U.S.–China Standoff Widens as Coast Guard Enters Disputed Waters After Aggressive PLA Patrols

The U.S. Coast Guard has moved into disputed waters after reports of increasingly aggressive Chinese patrols, opening a new front in the contest over who sets the rules in Asia’s most contested seas. For regional navies, coast guards and fishing fleets, the arrival of white‑hulled American cutters alongside gray warships raises both the risk of confrontation and the pressure to pick sides.

Washington has quietly added a new piece to its maritime chessboard with Beijing, sending the U.S. Coast Guard into disputed waters after reports of increasingly aggressive Chinese patrols. The deployment, reported on 15 July, extends a pattern already visible in the South and East China Seas: a shift from sporadic naval shows of force to more persistent, law-enforcement style presence that blurs the line between policing and deterrence.

Details of the exact location and scale of the latest Coast Guard movement remain limited, but the logic is clear. U.S. officials have long viewed China’s use of its coast guard and maritime militia to assert claims over contested reefs, shoals and fishing grounds as a way to advance strategic aims without triggering a traditional military response. By sending its own coast guard cutters into those same waters, Washington is signaling that it is prepared to contest that gray zone.

For crews at sea, the change is more than symbolic. Fishing vessels and small commercial craft in disputed areas will now find themselves operating under the gaze of not just Chinese and local patrol boats, but U.S. white hulls as well. That introduces new uncertainties over boarding, inspections and collision risk, particularly in areas where maritime boundaries are hotly contested and rules of engagement may differ from one actor to another.

Regional governments that have tried to balance U.S. security ties with economic dependence on China face a harder calculus. Welcoming a visible U.S. Coast Guard presence can bolster their claims against Beijing and provide a measure of reassurance to their own fishermen and energy companies.
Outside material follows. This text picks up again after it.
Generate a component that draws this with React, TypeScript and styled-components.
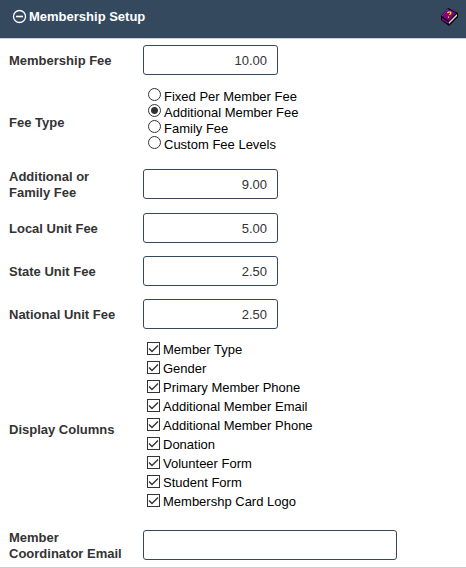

But it also risks retaliation from China, which has previously responded to perceived encroachments with more assertive patrols, trade pressure, or targeted sanctions.

Strategically, the move reflects a broader U.S. effort to frame the contest with China not just as a military rivalry, but as a struggle over whose rules govern everyday life at sea. Coast guards, with their emphasis on safety, law enforcement and resource protection, are better suited than destroyers to the slow, grinding work of contesting illegal fishing, dangerous maneuvers and unilateral blockades. They also complicate Beijing’s narrative that American involvement is purely militaristic.

From Beijing’s perspective, the introduction of U.S. coast guard vessels into disputed zones challenges its doctrine of “administrative control” over large swaths of maritime space marked by its expansive claims. Chinese patrols that once faced only local coast guards must now account for the risk of direct incidents with U.S. counterparts, whose actions are closely watched in Washington and allied capitals.

For ordinary crews, the stakes are tangible. A near-collision between fishing boats is dangerous; a near-collision between coast guard cutters raising rival flags is a political event with potential consequences far beyond the waterline. The margin for miscalculation narrows as more actors crowd into the same contested spaces with overlapping mandates and competing maps.

A useful way to understand the shift is this: gray hulls signal war plans, white hulls signal who intends to write the peacetime rules. By sending its Coast Guard into these waters, the United States is betting that persistent presence can counter Chinese salami-slicing without crossing into open conflict.

In the coming weeks, watch for how China responds—whether with increased coast guard and militia deployments, new administrative measures over disputed areas, or diplomatic protests—and how regional actors adjust their own patrol patterns. Any publicized incident, even a minor collision or water-cannoning between patrol boats, will serve as an early test of how dangerous this new layer of the U.S.–China maritime standoff could become.